In embodiments the compositions are solutions or dispersions containing an aldehyde, preferably glutaraldehyde. The aldehyde, preferably glutaraldehyde can be in a solution or dispersion in a solvent and/or include additional functional components for the cleaning, biofouling control and/or biocidal efficacy.

Tetrakis(Hydroxymethyl)Phosphonium Sulfate

According to embodiments, methods of cleaning and providing biocidal efficacy, including controlling biofouling and biofilm, employ tetrakis(hydroxymethyl)phosphonium sulfate (THPS) (C₈H₂₄O₁₂P₂S CAS 55566-30-8). THPS does not contain unsaturated carbon (C═C or C≡C) and instead has phosphorus-oxygen bonds and is therefore not susceptible to cleavage by hydrogen. THPS is effective against a broad spectrum of microorganisms, and its biocidal activity is related to its ability to interfere with cellular processes.

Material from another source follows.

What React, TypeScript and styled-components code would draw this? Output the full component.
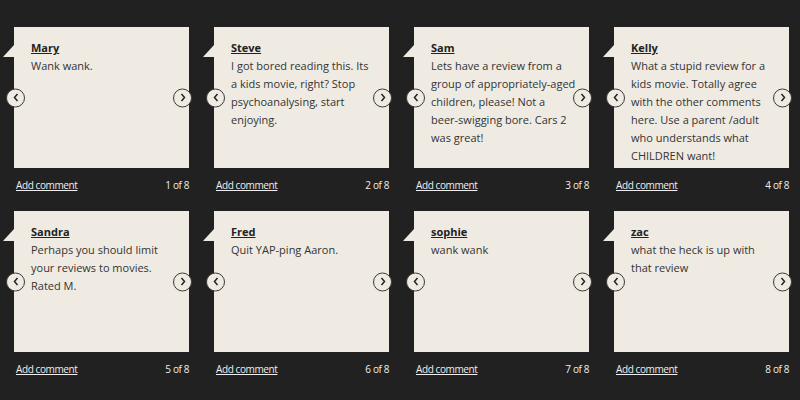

In embodiments the compositions are solutions or dispersions containing tetrakis(hydroxymethyl)phosphonium sulfate. The tetrakis(hydroxymethyl)phosphonium sulfate can be in a solution or dispersion in a solvent and/or include additional functional components for the cleaning, biofouling control and/or biocidal efficacy.

Compositions

In embodiments, the various corrosion inhibitors including the saturated alkyl diquaternary compound corrosion inhibitor and/or saturated alkyl quaternary compound corrosion inhibitors can be provided in a corrosion-inhibiting composition at an amount of at least about 10 wt-% to about 70 wt-%, about 10 wt-% to about 60 wt-%, about 20 wt-% to about 60 wt-%, about 20 wt-% to about 50 wt-%, about 25 wt-% to about 50 wt-%, or about 30 wt-% to about 50 wt-%. In addition, without being limited according to the disclosure, all ranges recited are inclusive of the numbers defining the range and include each integer within the defined range.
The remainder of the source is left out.